Thanks to Whale’s disability we are entitled to a certain amount of help, including 8 hours of housework per month.
Originally my neighbour, Claudine, was happy to oblige but she is not in good health and the paperwork involved when someone is off sick is complicated, to say the least.
Needless to say, I was relieved when, with a bit of help from the doctor, her illness was ‘upgraded’ so that she could work part-time, thus reducing the need to send off various forms every time she wasn’t well.
However, snce the death of her husband , she has become much worse and, after a trip to the ‘medecin de travail’ she no longer has to work. She recommended a friend to take her place and so Francine has been coming this month.
She is a delightful little lady, bright and chatty, and very thorough. She even went after cobwebs I hadn’t seen!

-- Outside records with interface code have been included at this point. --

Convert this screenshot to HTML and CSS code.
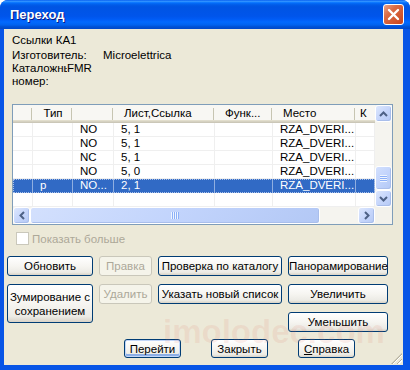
FILE: index.html
```html
<!DOCTYPE html>
<html>

<head>
  <title>Переход</title>
  <link rel="stylesheet" href="styles.css">
</head>

<body>
  <div class="window">
    <div class="titlebar">
      <span class="title">Переход</span>
      <button class="close-btn">
        <svg width="13" height="13" viewBox="0 0 13 13"><path d="M2 2 L11 11 M11 2 L2 11" stroke="#fff" stroke-width="2.4" stroke-linecap="round"/></svg>
      </button>
    </div>

    <div class="client">
      <!-- сведения об элементе -->
      <div class="info">
        <div class="info-head">Ссылки КА1</div>
        <div class="info-row"><span class="info-label">Изготовитель:</span><span>Microelettrica</span></div>
        <div class="info-row"><span class="info-label clipped">Каталожный</span><span>FMR</span></div>
        <div class="info-row"><span class="info-label">номер:</span></div>
      </div>

      <!-- список ссылок -->
      <div class="listview">
        <div class="list-main">
          <div class="lv-row lv-header">
            <div class="cell"></div>
            <div class="cell center">Тип</div>
            <div class="cell"></div>
            <div class="cell">Лист,Ссылка</div>
            <div class="cell">Функ...</div>
            <div class="cell">Место</div>
            <div class="cell last">К</div>
          </div>
          <div class="lv-row">
            <div class="cell"></div><div class="cell"></div><div class="cell">NO</div><div class="cell">5, 1</div><div class="cell"></div><div class="cell">RZA_DVERI...</div><div class="cell"></div>
          </div>
          <div class="lv-row">
            <div class="cell"></div><div class="cell"></div><div class="cell">NO</div><div class="cell">5, 1</div><div class="cell"></div><div class="cell">RZA_DVERI...</div><div class="cell"></div>
          </div>
          <div class="lv-row">
            <div class="cell"></div><div class="cell"></div><div class="cell">NC</div><div class="cell">5, 1</div><div class="cell"></div><div class="cell">RZA_DVERI...</div><div class="cell"></div>
          </div>
          <div class="lv-row">
            <div class="cell"></div><div class="cell"></div><div class="cell">NO</div><div class="cell">5, 0</div><div class="cell"></div><div class="cell">RZA_DVERI...</div><div class="cell"></div>
          </div>
          <div class="lv-row selected">
            <div class="cell"></div><div class="cell">p</div><div class="cell">NO...</div><div class="cell">2, 1</div><div class="cell"></div><div class="cell">RZA_DVERI...</div><div class="cell"></div>
          </div>
          <div class="lv-row">
            <div class="cell"></div><div class="cell"></div><div class="cell"></div><div class="cell"></div><div class="cell"></div><div class="cell"></div><div class="cell"></div>
          </div>
        </div>

        <div class="vscroll">
          <div class="sb-btn">
            <svg width="9" height="6" viewBox="0 0 9 6"><path d="M1 5 L4.5 1.5 L8 5" fill="none" stroke="#4D6185" stroke-width="2"/></svg>
          </div>
          <div class="sb-track v-track1"></div>
          <div class="sb-thumb v-thumb"><span class="grip-h"></span></div>
          <div class="sb-btn">
            <svg width="9" height="6" viewBox="0 0 9 6"><path d="M1 1 L4.5 4.5 L8 1" fill="none" stroke="#4D6185" stroke-width="2"/></svg>
          </div>
        </div>

        <div class="hscroll">
          <div class="sb-btn">
            <svg width="6" height="9" viewBox="0 0 6 9"><path d="M5 1 L1.5 4.5 L5 8" fill="none" stroke="#4D6185" stroke-width="2"/></svg>
          </div>
          <div class="sb-thumb h-thumb"><span class="grip-v"></span></div>
          <div class="sb-track h-track"></div>
          <div class="sb-btn">
            <svg width="6" height="9" viewBox="0 0 6 9"><path d="M1 1 L4.5 4.5 L1 8" fill="none" stroke="#4D6185" stroke-width="2"/></svg>
          </div>
        </div>
        <div class="corner"></div>
      </div>

      <div class="check-row">
        <span class="checkbox"></span>
        <span>Показать больше</span>
      </div>

      <div class="btn-grid">
        <button class="btn">Обновить</button>
        <button class="btn" disabled>Правка</button>
        <button class="btn">Проверка по каталогу</button>
        <button class="btn">Панорамирование</button>
        <button class="btn tall">Зумирование с сохранением</button>
        <button class="btn" disabled>Удалить</button>
        <button class="btn">Указать новый список</button>
        <button class="btn">Увеличить</button>
        <button class="btn col4">Уменьшить</button>
      </div>

      <div class="bottom-row">
        <button class="btn wide default-btn">Перейти</button>
        <button class="btn wide">Закрыть</button>
        <button class="btn wide"><u>С</u>правка</button>
      </div>

      <div class="watermark">imolodec.com</div>
      <div class="grip"></div>
    </div>
  </div>
</body>

</html>
```

FILE: styles.css
```css
body {
  margin: 0;
  background-color: #fff;
  font-family: 'Liberation Sans', Arial, sans-serif;
  font-size: 11.5px;
  color: #000;
}

.window {
  width: 410px;
  height: 370px;
  box-sizing: border-box;
  display: flex;
  flex-direction: column;
  background-color: #0855E6;
  border-radius: 8px 8px 0 0;
  padding: 0 7px 5px 4px;
  overflow: hidden;
}

.titlebar {
  height: 29px;
  flex-shrink: 0;
  display: flex;
  align-items: center;
  margin: 0 -7px 0 -4px;
  padding: 0 6px 0 10px;
  background: linear-gradient(to bottom, #0058EE 0%, #3593FF 4%, #288EFF 6%, #127DFF 8%, #036FFC 10%, #0262EE 14%, #0057E5 20%, #0054E3 24%, #0055EB 56%, #005BF5 66%, #026AFE 76%, #0062EF 86%, #0052D6 92%, #0048C8 100%);
}

.title {
  color: #fff;
  font-weight: bold;
  font-size: 13px;
  text-shadow: 1px 1px #0A1883;
}

.close-btn {
  margin-left: auto;
  width: 21px;
  height: 21px;
  padding: 0;
  border: 1px solid #fff;
  border-radius: 3px;
  background: linear-gradient(135deg, #E9A38A 0%, #DB6B45 35%, #C8441C 100%);
  display: flex;
  align-items: center;
  justify-content: center;
}

.client {
  flex: 1;
  position: relative;
  background-color: #ECE9D8;
}

/* сведения */
.info {
  padding: 5px 0 0 8px;
  line-height: 13px;
}

.info-head {
  margin-bottom: 2px;
}

.info-row {
  display: flex;
  height: 13px;
}

.info-label {
  width: 91px;
  flex-shrink: 0;
  white-space: nowrap;
}

.info-label.clipped {
  width: 55px;
  overflow: hidden;
}

/* список */
.listview {
  margin: 16px 0 0 8px;
  width: 379px;
  display: grid;
  grid-template-columns: 362px 17px;
  grid-template-rows: 102px 17px;
  border: 1px solid #7F9DB9;
  background-color: #fff;
}

.list-main {
  overflow: hidden;
}

.lv-row {
  display: grid;
  grid-template-columns: 20px 40px 41px 101px 58px 83px 19px;
  height: 14px;
  line-height: 13px;
}

.lv-row .cell {
  box-sizing: border-box;
  padding-left: 7px;
  border-right: 1px solid #EFEFEF;
  border-bottom: 1px solid #EFEFEF;
  white-space: nowrap;
  overflow: hidden;
}

.lv-header {
  height: 18px;
  line-height: 17px;
  background-color: #F8F7F3;
  box-shadow: inset 0 -1px #CBC7B8, inset 0 -2px #D6D2C2, inset 0 -3px #E2DECD;
}

.lv-header .cell {
  padding-left: 10px;
  border: none;
  color: #000;
  background: linear-gradient(#C7C5B2, #C7C5B2) right 1px top 3px / 1px 12px no-repeat;
}

.lv-header .cell.center {
  padding-left: 0;
  text-align: center;
}

.lv-header .cell.last {
  padding-left: 4px;
  background: none;
}

.lv-row.selected {
  background-color: #316AC5;
  color: #fff;
  outline: 1px dotted #A9C0E8;
  outline-offset: -1px;
}

.lv-row.selected .cell {
  border-right-color: #8FAEE0;
  border-bottom-color: #316AC5;
}

/* полосы прокрутки */
.vscroll {
  display: flex;
  flex-direction: column;
  background-color: #F5F4EF;
}

.hscroll {
  display: flex;
  background-color: #F5F4EF;
}

.corner {
  background-color: #F3F2EC;
}

.sb-btn {
  width: 17px;
  height: 17px;
  box-sizing: border-box;
  flex-shrink: 0;
  border: 1px solid #fff;
  border-radius: 3px;
  background: linear-gradient(135deg, #DDE7FD 0%, #C6D6FB 50%, #B5C9F5 100%);
  box-shadow: inset -1px -1px #A9BEEB;
  display: flex;
  align-items: center;
  justify-content: center;
}

.sb-thumb {
  box-sizing: border-box;
  border: 1px solid #fff;
  border-radius: 3px;
  background: linear-gradient(135deg, #D3E0FD 0%, #C2D4FC 50%, #B3C8F5 100%);
  box-shadow: inset -1px -1px #A9BEEB;
  display: flex;
  align-items: center;
  justify-content: center;
}

.v-track1 {
  height: 44px;
}

.v-thumb {
  height: 24px;
}

.h-thumb {
  width: 290px;
}

.h-track {
  flex: 1;
}

.grip-h {
  width: 7px;
  height: 7px;
  background: repeating-linear-gradient(to bottom, #EEF4FE 0 1px, #8CB0F8 1px 2px);
}

.grip-v {
  width: 8px;
  height: 7px;
  background: repeating-linear-gradient(to right, #EEF4FE 0 1px, #8CB0F8 1px 2px);
}

/* флажок */
.check-row {
  margin: 7px 0 0 12px;
  display: flex;
  align-items: center;
  gap: 3px;
  height: 13px;
  color: #ACA899;
}

.checkbox {
  width: 13px;
  height: 13px;
  box-sizing: border-box;
  border: 1px solid #CAC8BB;
  background-color: #fff;
}

/* кнопки */
.btn {
  height: 20px;
  margin: 0;
  padding: 0;
  font-family: inherit;
  font-size: 11.5px;
  color: #000;
  border: 1px solid #003C74;
  border-radius: 3px;
  background: linear-gradient(to bottom, #FFFFFF 0%, #F6F5F1 50%, #ECEBE5 85%, #D8D2C6 100%);
  white-space: nowrap;
}

.btn:disabled {
  color: #ACA899;
  border-color: #C9C7BA;
  background: #F5F4EA;
}

.btn-grid {
  margin: 11px 0 0 3px;
  display: grid;
  grid-template-columns: 86px 53px 124px 100px;
  grid-template-rows: 20px 20px 20px;
  column-gap: 6px;
  row-gap: 8px;
}

.btn.tall {
  height: 39px;
  line-height: 14px;
  white-space: normal;
  align-self: start;
}

.btn.col4 {
  grid-column: 4;
}

.bottom-row {
  margin: 7px 0 0 120px;
  display: flex;
  gap: 30px;
}

.btn.wide {
  width: 57px;
  height: 19px;
}

.default-btn {
  box-shadow: inset 0 0 0 1px #C2D6F8, inset 0 -2px 0 1px #8CAEE6;
}

.watermark {
  position: absolute;
  left: 159px;
  top: 286px;
  font-size: 33px;
  line-height: 33px;
  font-weight: bold;
  color: rgba(225, 120, 100, 0.13);
  pointer-events: none;
}

.grip {
  position: absolute;
  right: 1px;
  bottom: 1px;
  width: 11px;
  height: 11px;
  background: repeating-linear-gradient(-45deg, transparent 0 2px, #FFFFFF 2px 3px, #B5B19E 3px 4px);
  clip-path: polygon(100% 0, 100% 100%, 0 100%);
}
```
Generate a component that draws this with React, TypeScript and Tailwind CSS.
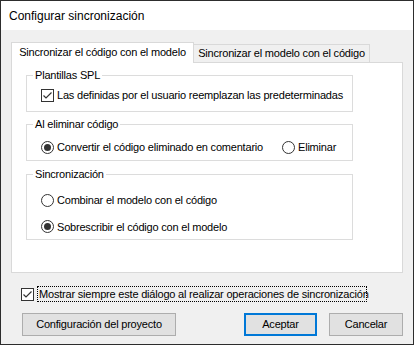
import type { ReactNode } from 'react';

function CheckBox(): JSX.Element {
    return (
        <svg width="13" height="13" viewBox="0 0 13 13" className="shrink-0">
            <rect x="0.5" y="0.5" width="12" height="12" fill="#fff" stroke="#333" />
            <polyline points="2.5,6.5 5,9 10.5,3.5" fill="none" stroke="#333" strokeWidth="1.2" />
        </svg>
    );
}

function Radio({ checked }: { checked?: boolean }): JSX.Element {
    return (
        <svg width="13" height="13" viewBox="0 0 13 13" className="shrink-0">
            <circle cx="6.5" cy="6.5" r="6" fill="#fff" stroke="#333" />
            {checked && <circle cx="6.5" cy="6.5" r="3.5" fill="#333" />}
        </svg>
    );
}

function GroupBox({ title, className, children }: { title: string; className: string; children: ReactNode }): JSX.Element {
    return (
        <div className={`relative w-[327px] border border-[#dcdcdc] ${className}`}>
            <span className="absolute left-[6px] top-[-8px] bg-white px-[2px] leading-[14px]">{title}</span>
            {children}
        </div>
    );
}

export default function App(): JSX.Element {
    return (
        <div className="flex h-[345px] w-[414px] flex-col whitespace-nowrap border border-[#2d2d2d] bg-[#f0f0f0] font-['Liberation_Sans',Arial,sans-serif] text-[11px] tracking-[-0.2px] text-black">
            <div className="flex h-[29px] items-center bg-white pl-[8px] text-[12px] tracking-normal">Configurar sincronización</div>
            <div className="flex-1 px-[10px] pt-[12px]">
                <div className="flex h-[20px] items-end">
                    <div className="relative z-10 -mb-px flex h-[21px] w-[183px] items-center justify-center border border-b-0 border-[#d9d9d9] bg-white pb-[2px]">
                        Sincronizar el código con el modelo
                    </div>
                    <div className="flex h-[18px] w-[176px] items-center justify-center border-t border-r border-[#d9d9d9]">
                        Sincronizar el modelo con el código
                    </div>
                </div>
                <div className="h-[211px] w-[392px] border border-[#d9d9d9] bg-white pl-[14px] pt-[12px]">
                    <GroupBox title="Plantillas SPL" className="h-[37px]">
                        <div className="flex items-center gap-[3px] pl-[14px] pt-[11px]">
                            <CheckBox />
                            <span>Las definidas por el usuario reemplazan las predeterminadas</span>
                        </div>
                    </GroupBox>
                    <GroupBox title="Al eliminar código" className="mt-[12px] h-[37px]">
                        <div className="flex items-center pl-[14px] pt-[14px]">
                            <div className="flex w-[241px] items-center gap-[3px]">
                                <Radio checked />
                                <span>Convertir el código eliminado en comentario</span>
                            </div>
                            <div className="flex items-center gap-[3px]">
                                <Radio />
                                <span>Eliminar</span>
                            </div>
                        </div>
                    </GroupBox>
                    <GroupBox title="Sincronización" className="mt-[13px] h-[66px]">
                        <div className="flex flex-col gap-[10px] pl-[14px] pt-[17px]">
                            <div className="flex items-center gap-[3px]">
                                <Radio />
                                <span>Combinar el modelo con el código</span>
                            </div>
                            <div className="flex items-center gap-[3px]">
                                <Radio checked />
                                <span>Sobrescribir el código con el modelo</span>
                            </div>
                        </div>
                    </GroupBox>
                </div>
                <div className="ml-[10px] mt-[13px] flex items-center gap-[3px]">
                    <CheckBox />
                    <span className="flex h-[16px] w-[330px] items-center border border-dotted border-black pl-px">
                        Mostrar siempre este diálogo al realizar operaciones de sincronización
                    </span>
                </div>
                <div className="mt-[11px] flex w-[392px] items-center pl-[11px]">
                    <button className="h-[23px] w-[154px] border border-[#adadad] bg-[#e1e1e1]">Configuración del proyecto</button>
                    <button className="ml-auto h-[23px] w-[73px] border-2 border-[#0078d7] bg-[#e1e1e1]">Aceptar</button>
                    <button className="ml-[12px] h-[23px] w-[74px] border border-[#adadad] bg-[#e1e1e1]">Cancelar</button>
                </div>
            </div>
        </div>
    );
}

The only problem, as with most French people, is whether to use ‘tu’ or ‘vous’.
It seems that the rule we learned at school – NEVER to use ‘tu’ unless you were really sure you knew someone well enough – doesn’t apply nowadays. But French people have different views on the subject all the same. Some find it easy to ‘tutoi’ while others are quite uncomfortable with the idea so it’s not a good idea to assume that you are being friendly by addressing someone informally.
After four weeks of trying to remember to use ‘vous’ but occasionally slipping in a ‘tu’ without thinking, I finally got around to asking Francine what she preferred as she was leaving today.
“Oh, it’s fine for you to address me with ‘tu’,” she smiled, “but I’ll continue to call you ‘vous””.
There followed a discussion about different views among French people and she told me that when she worked for ADAPAH, a society which organises home help, she was strictly forbidden to use ‘tu’ or to ‘faire la bise’ (greet someone with kisses).
“But you’re not a servant.” I protested and this led to a conversation about class distinction. It was a bit delicate, because I had the impression she wasn’t entirely comfortable using ‘tu’ but she realised that I found it unfair to use ‘tu’ to her if she didn’t reciprocate.
She suddenly broke into a huge smile and the deal was done.
On va se tutoyer. (We’re both going to use ‘tu’). But she’ll forgive me if I forget and lapse into the odd ‘vous’.
Why do the French have to make such a simple thing so complicated?